Wednesday, May 26, 2004

If President Bush’s polls on Iraq and his overall job approval performance are declining, John Kerry’s numbers must be rising, right?


It’s virtually impossible to turn on the news without hearing repeated stories about Mr. Bush’s falling poll numbers on his handling of the postwar situation in Iraq and persistent doubts about the economic recovery. What these news reports usually fail to mention, though, is the most important and intriguing story in this presidential election: Mr. Kerry isn’t benefiting much from Mr. Bush’s troubles.

Not only isn’t the Massachusetts liberal capitalizing on the president’s declining polls (they were tied 46-46 in this week’s poll by The Washington Post), there is growing polling evidence — strangely missing from most network news reports — Mr. Bush is actually gaining on the senator in battleground states that Democrat Al Gore carried easily in 2000. These are states Mr. Kerry — running behind throughout the South and Western Plains states — cannot afford to lose.

The two most startling examples of Mr. Kerry’s electoral weakness can be seen in Michigan and New Jersey, two states that until recently the Bush campaign had given up on.

Mr. Gore carried heavily Democratic New Jersey by almost 16 percentage points and Mr. Kerry had led Mr. Bush there by double digits. But that lead has all but evaporated in the past month to the point where last week the two rivals were tied in a statistical dead heat — 46 percent for Mr. Kerry, 43 percent for Mr. Bush and 5 percent for Ralph Nader, according to a Quinnipiac poll of 1,122 registered voters.

Notably, independent swing voters split almost evenly between the two candidates. Even more surprising was Mr. Kerry’s low popularity in the state: Twenty-eight percent viewed him favorably and 28 percent unfavorably, while 33 percent had “mixed feelings” about him, the poll found.

“Despite all the bad news out of Iraq, Bush is threatening to make a horse race out of New Jersey, a state everyone had put in the ‘safe’ column for Kerry,” said Clay Richards, assistant director of the Quinnipiac University Polling Institute.
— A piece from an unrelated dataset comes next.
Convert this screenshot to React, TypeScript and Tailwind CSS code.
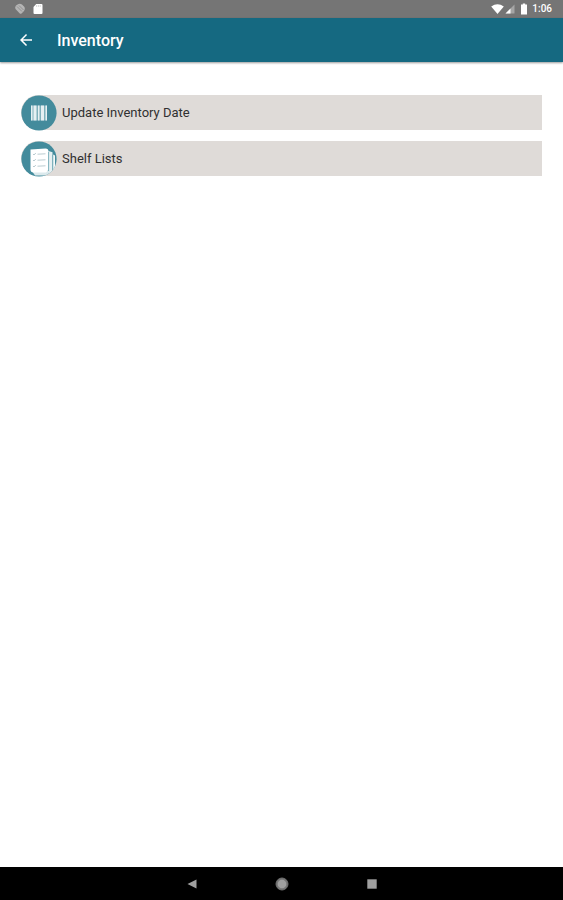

Senior Bush campaign officials had virtually written off the state, but the tightening numbers there have suddenly put it back in play. “With good news like this, it makes a compelling case for a really aggressive move on New Jersey,” a key Bush strategist told me.

Michigan’s tightening political situation is even more worrisome for the Kerry campaign. A May 11-12 Detroit News poll of likely voters saw Mr. Bush leading Mr. Kerry in the state 44 percent to 40 percent, with a 5 percent margin of error.

Steve Mitchell, who does the polling for the newspaper, told me Mr. Kerry’s numbers were stagnant in Michigan. “But the reason Bush is ahead in Michigan is the strong support he has in the war on terrorism — 53 percent approve of the job he’s doing and 39 percent disapprove.”

The improving economy was another factor. “In March, voters by 2-to-1 said jobs and the economy were the most important issue in deciding their vote. Now it’s almost even between that and homeland defense and national security,” Mr. Mitchell said.

Other factors hurt Mr. Kerry. The president enjoys stronger polls on exercising leadership, handling a crisis, fighting terrorism, areas where Mr. Kerry is persistently weak and distrusted by a majority of voters. (The Post poll showed voters trusted Mr. Bush over Mr. Kerry to fight the war on terrorism by 52 percent to 39 percent.)

These numbers are troubling Democratic officials who know Mr. Kerry is running in a very narrow electoral range that allows him no room for error.

“It’s hard to see us winning in November without carrying Michigan and New Jersey,” a top Democratic National Committee official told me.

Democrats in both states concede the head-to-head numbers are much closer than Mr. Bush’s declining job approval polls suggest. “I will say the race is close,” said Michigan Democratic Chairman Melvin Butch Hollowell. “It’s going to take a very substantial effort on our part to energize our base and reach out to independents.”

Notably, Democratic officials I’ve talked to begin to speak a little more critically of Mr. Kerry’s campaign performance. “I think he is going to have to sharpen the message on Iraq. He has to present some clear alternative to what we have now,” said Ron Oliver, Arkansas Democratic Party chairman.

In West Virginia, a strongly Democratic Border state where the race is dead even, Democratic Chairman Mike Callaghan says undecideds need “to spend some time and figure out Kerry’s message.”

None of this means the president isn’t having electoral troubles of his own. Mr. Kerry is leading in Ohio, a state Mr. Bush won narrowly in 2000. No Republican ever won the White House without carrying Ohio. But Mr. Bush is challenging Mr. Kerry in many more once safely Democratic states — Iowa, Wisconsin, Pennsylvania and Oregon — that are up for grabs.

In other words, there’s much more going on in this presidential election than Mr. Bush’s temporarily declining job approval numbers on Iraq. The real unreported story is the how Mr. Kerry is doing so poorly in states Al Gore won so easily.

Donald Lambro, chief political correspondent of The Washington Times, is a nationally syndicated columnist.